(Aim of the task): Quote the listing below in full and exactly as written, but omit every picture.

(Provided material):
________________________
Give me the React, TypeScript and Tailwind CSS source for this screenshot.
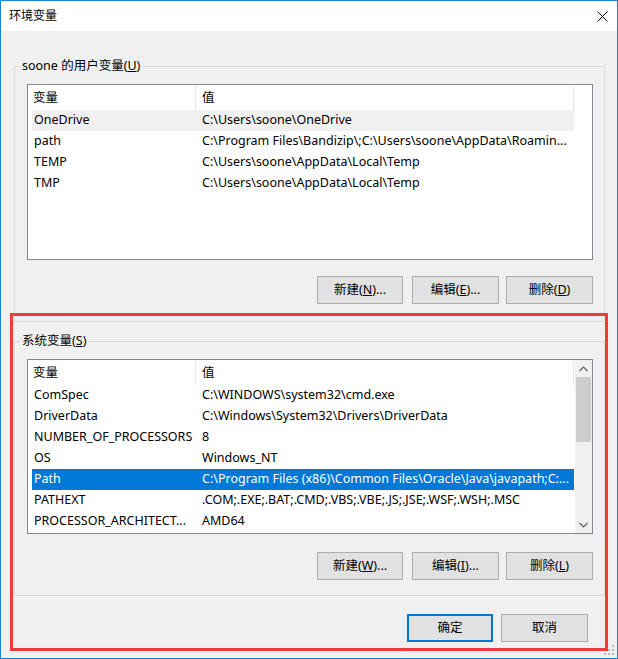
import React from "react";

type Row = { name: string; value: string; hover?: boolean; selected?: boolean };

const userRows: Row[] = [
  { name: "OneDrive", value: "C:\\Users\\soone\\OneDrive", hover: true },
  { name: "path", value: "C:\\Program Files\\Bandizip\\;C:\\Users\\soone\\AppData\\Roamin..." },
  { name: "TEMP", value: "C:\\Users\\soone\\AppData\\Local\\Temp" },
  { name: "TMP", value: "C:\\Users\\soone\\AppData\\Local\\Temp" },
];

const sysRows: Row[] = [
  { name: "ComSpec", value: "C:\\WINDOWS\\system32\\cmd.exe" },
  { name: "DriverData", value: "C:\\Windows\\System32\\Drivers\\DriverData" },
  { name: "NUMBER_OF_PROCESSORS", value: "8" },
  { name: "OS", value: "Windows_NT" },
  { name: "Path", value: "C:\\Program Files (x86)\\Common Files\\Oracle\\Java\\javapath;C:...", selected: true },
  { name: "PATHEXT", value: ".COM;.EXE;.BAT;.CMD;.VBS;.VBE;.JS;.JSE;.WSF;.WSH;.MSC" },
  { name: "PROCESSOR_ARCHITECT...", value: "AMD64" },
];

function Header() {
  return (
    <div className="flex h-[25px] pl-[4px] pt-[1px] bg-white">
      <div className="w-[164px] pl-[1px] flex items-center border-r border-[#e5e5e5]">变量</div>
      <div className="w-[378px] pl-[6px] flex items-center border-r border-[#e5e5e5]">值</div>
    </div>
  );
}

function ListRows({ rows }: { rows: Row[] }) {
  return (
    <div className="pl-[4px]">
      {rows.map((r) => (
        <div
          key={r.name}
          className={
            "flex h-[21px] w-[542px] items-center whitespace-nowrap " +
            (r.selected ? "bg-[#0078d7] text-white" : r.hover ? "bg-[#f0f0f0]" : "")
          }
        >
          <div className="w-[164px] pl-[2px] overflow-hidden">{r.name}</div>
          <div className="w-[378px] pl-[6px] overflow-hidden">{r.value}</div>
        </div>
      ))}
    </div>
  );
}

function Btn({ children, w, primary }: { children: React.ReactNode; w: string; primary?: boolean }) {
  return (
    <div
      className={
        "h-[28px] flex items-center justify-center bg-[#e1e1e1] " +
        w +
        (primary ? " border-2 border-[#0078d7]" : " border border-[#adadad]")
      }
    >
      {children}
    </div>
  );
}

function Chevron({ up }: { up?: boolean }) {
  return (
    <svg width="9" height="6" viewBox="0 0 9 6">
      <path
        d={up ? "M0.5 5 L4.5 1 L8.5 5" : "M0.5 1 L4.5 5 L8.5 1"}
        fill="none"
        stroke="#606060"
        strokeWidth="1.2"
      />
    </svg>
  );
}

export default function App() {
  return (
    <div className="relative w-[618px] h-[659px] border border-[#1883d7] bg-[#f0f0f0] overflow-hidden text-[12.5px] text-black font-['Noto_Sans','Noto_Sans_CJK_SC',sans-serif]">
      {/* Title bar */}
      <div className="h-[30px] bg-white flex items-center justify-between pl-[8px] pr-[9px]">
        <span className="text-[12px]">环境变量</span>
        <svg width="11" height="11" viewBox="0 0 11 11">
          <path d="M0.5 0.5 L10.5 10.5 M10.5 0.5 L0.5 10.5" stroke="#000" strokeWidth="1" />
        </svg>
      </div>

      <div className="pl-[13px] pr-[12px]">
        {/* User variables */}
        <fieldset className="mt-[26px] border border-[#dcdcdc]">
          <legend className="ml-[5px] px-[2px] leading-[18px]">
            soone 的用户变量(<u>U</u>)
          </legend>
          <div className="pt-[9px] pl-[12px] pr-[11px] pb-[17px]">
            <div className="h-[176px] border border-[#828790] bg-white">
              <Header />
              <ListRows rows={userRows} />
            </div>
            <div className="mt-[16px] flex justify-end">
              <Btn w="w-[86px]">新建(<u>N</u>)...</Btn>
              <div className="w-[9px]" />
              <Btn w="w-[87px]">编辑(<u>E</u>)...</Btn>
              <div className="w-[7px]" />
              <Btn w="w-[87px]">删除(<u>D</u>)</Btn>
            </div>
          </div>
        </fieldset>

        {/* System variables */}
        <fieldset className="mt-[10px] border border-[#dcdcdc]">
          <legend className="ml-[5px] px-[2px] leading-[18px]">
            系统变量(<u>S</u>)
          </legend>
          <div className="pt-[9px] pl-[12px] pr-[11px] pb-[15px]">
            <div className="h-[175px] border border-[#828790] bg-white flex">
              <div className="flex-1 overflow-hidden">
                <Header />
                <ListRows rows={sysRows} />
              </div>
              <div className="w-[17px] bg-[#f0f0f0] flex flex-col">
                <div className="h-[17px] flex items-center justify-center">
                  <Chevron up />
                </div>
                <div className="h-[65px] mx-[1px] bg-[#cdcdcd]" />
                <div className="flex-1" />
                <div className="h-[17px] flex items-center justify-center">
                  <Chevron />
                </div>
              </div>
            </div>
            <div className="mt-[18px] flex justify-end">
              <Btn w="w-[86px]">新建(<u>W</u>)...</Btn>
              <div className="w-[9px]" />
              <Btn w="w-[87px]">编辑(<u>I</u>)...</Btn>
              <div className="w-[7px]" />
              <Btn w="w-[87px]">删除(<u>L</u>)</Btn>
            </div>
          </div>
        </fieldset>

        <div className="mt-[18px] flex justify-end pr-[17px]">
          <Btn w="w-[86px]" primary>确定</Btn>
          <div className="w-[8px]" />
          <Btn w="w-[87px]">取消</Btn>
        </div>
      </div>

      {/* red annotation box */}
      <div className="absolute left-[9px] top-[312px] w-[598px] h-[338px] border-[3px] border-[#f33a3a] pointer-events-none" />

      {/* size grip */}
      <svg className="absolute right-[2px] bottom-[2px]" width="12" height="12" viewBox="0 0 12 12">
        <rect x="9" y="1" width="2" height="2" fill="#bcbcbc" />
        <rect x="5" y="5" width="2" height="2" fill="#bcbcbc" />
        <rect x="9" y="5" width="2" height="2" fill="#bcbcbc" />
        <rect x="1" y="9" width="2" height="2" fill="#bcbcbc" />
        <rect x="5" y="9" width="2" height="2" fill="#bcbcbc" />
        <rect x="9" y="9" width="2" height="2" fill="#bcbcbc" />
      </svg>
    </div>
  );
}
________________________
(Solution to the problem):
Give me the React, TypeScript and Tailwind CSS source for this screenshot.
import React from "react";

type Row = { name: string; value: string; hover?: boolean; selected?: boolean };

const userRows: Row[] = [
  { name: "OneDrive", value: "C:\\Users\\soone\\OneDrive", hover: true },
  { name: "path", value: "C:\\Program Files\\Bandizip\\;C:\\Users\\soone\\AppData\\Roamin..." },
  { name: "TEMP", value: "C:\\Users\\soone\\AppData\\Local\\Temp" },
  { name: "TMP", value: "C:\\Users\\soone\\AppData\\Local\\Temp" },
];

const sysRows: Row[] = [
  { name: "ComSpec", value: "C:\\WINDOWS\\system32\\cmd.exe" },
  { name: "DriverData", value: "C:\\Windows\\System32\\Drivers\\DriverData" },
  { name: "NUMBER_OF_PROCESSORS", value: "8" },
  { name: "OS", value: "Windows_NT" },
  { name: "Path", value: "C:\\Program Files (x86)\\Common Files\\Oracle\\Java\\javapath;C:...", selected: true },
  { name: "PATHEXT", value: ".COM;.EXE;.BAT;.CMD;.VBS;.VBE;.JS;.JSE;.WSF;.WSH;.MSC" },
  { name: "PROCESSOR_ARCHITECT...", value: "AMD64" },
];

function Header() {
  return (
    <div className="flex h-[25px] pl-[4px] pt-[1px] bg-white">
      <div className="w-[164px] pl-[1px] flex items-center border-r border-[#e5e5e5]">变量</div>
      <div className="w-[378px] pl-[6px] flex items-center border-r border-[#e5e5e5]">值</div>
    </div>
  );
}

function ListRows({ rows }: { rows: Row[] }) {
  return (
    <div className="pl-[4px]">
      {rows.map((r) => (
        <div
          key={r.name}
          className={
            "flex h-[21px] w-[542px] items-center whitespace-nowrap " +
            (r.selected ? "bg-[#0078d7] text-white" : r.hover ? "bg-[#f0f0f0]" : "")
          }
        >
          <div className="w-[164px] pl-[2px] overflow-hidden">{r.name}</div>
          <div className="w-[378px] pl-[6px] overflow-hidden">{r.value}</div>
        </div>
      ))}
    </div>
  );
}

function Btn({ children, w, primary }: { children: React.ReactNode; w: string; primary?: boolean }) {
  return (
    <div
      className={
        "h-[28px] flex items-center justify-center bg-[#e1e1e1] " +
        w +
        (primary ? " border-2 border-[#0078d7]" : " border border-[#adadad]")
      }
    >
      {children}
    </div>
  );
}

function Chevron({ up }: { up?: boolean }) {
  return (
    <svg width="9" height="6" viewBox="0 0 9 6">
      <path
        d={up ? "M0.5 5 L4.5 1 L8.5 5" : "M0.5 1 L4.5 5 L8.5 1"}
        fill="none"
        stroke="#606060"
        strokeWidth="1.2"
      />
    </svg>
  );
}

export default function App() {
  return (
    <div className="relative w-[618px] h-[659px] border border-[#1883d7] bg-[#f0f0f0] overflow-hidden text-[12.5px] text-black font-['Noto_Sans','Noto_Sans_CJK_SC',sans-serif]">
      {/* Title bar */}
      <div className="h-[30px] bg-white flex items-center justify-between pl-[8px] pr-[9px]">
        <span className="text-[12px]">环境变量</span>
        <svg width="11" height="11" viewBox="0 0 11 11">
          <path d="M0.5 0.5 L10.5 10.5 M10.5 0.5 L0.5 10.5" stroke="#000" strokeWidth="1" />
        </svg>
      </div>

      <div className="pl-[13px] pr-[12px]">
        {/* User variables */}
        <fieldset className="mt-[26px] border border-[#dcdcdc]">
          <legend className="ml-[5px] px-[2px] leading-[18px]">
            soone 的用户变量(<u>U</u>)
          </legend>
          <div className="pt-[9px] pl-[12px] pr-[11px] pb-[17px]">
            <div className="h-[176px] border border-[#828790] bg-white">
              <Header />
              <ListRows rows={userRows} />
            </div>
            <div className="mt-[16px] flex justify-end">
              <Btn w="w-[86px]">新建(<u>N</u>)...</Btn>
              <div className="w-[9px]" />
              <Btn w="w-[87px]">编辑(<u>E</u>)...</Btn>
              <div className="w-[7px]" />
              <Btn w="w-[87px]">删除(<u>D</u>)</Btn>
            </div>
          </div>
        </fieldset>

        {/* System variables */}
        <fieldset className="mt-[10px] border border-[#dcdcdc]">
          <legend className="ml-[5px] px-[2px] leading-[18px]">
            系统变量(<u>S</u>)
          </legend>
          <div className="pt-[9px] pl-[12px] pr-[11px] pb-[15px]">
            <div className="h-[175px] border border-[#828790] bg-white flex">
              <div className="flex-1 overflow-hidden">
                <Header />
                <ListRows rows={sysRows} />
              </div>
              <div className="w-[17px] bg-[#f0f0f0] flex flex-col">
                <div className="h-[17px] flex items-center justify-center">
                  <Chevron up />
                </div>
                <div className="h-[65px] mx-[1px] bg-[#cdcdcd]" />
                <div className="flex-1" />
                <div className="h-[17px] flex items-center justify-center">
                  <Chevron />
                </div>
              </div>
            </div>
            <div className="mt-[18px] flex justify-end">
              <Btn w="w-[86px]">新建(<u>W</u>)...</Btn>
              <div className="w-[9px]" />
              <Btn w="w-[87px]">编辑(<u>I</u>)...</Btn>
              <div className="w-[7px]" />
              <Btn w="w-[87px]">删除(<u>L</u>)</Btn>
            </div>
          </div>
        </fieldset>

        <div className="mt-[18px] flex justify-end pr-[17px]">
          <Btn w="w-[86px]" primary>确定</Btn>
          <div className="w-[8px]" />
          <Btn w="w-[87px]">取消</Btn>
        </div>
      </div>

      {/* red annotation box */}
      <div className="absolute left-[9px] top-[312px] w-[598px] h-[338px] border-[3px] border-[#f33a3a] pointer-events-none" />

      {/* size grip */}
      <svg className="absolute right-[2px] bottom-[2px]" width="12" height="12" viewBox="0 0 12 12">
        <rect x="9" y="1" width="2" height="2" fill="#bcbcbc" />
        <rect x="5" y="5" width="2" height="2" fill="#bcbcbc" />
        <rect x="9" y="5" width="2" height="2" fill="#bcbcbc" />
        <rect x="1" y="9" width="2" height="2" fill="#bcbcbc" />
        <rect x="5" y="9" width="2" height="2" fill="#bcbcbc" />
        <rect x="9" y="9" width="2" height="2" fill="#bcbcbc" />
      </svg>
    </div>
  );
}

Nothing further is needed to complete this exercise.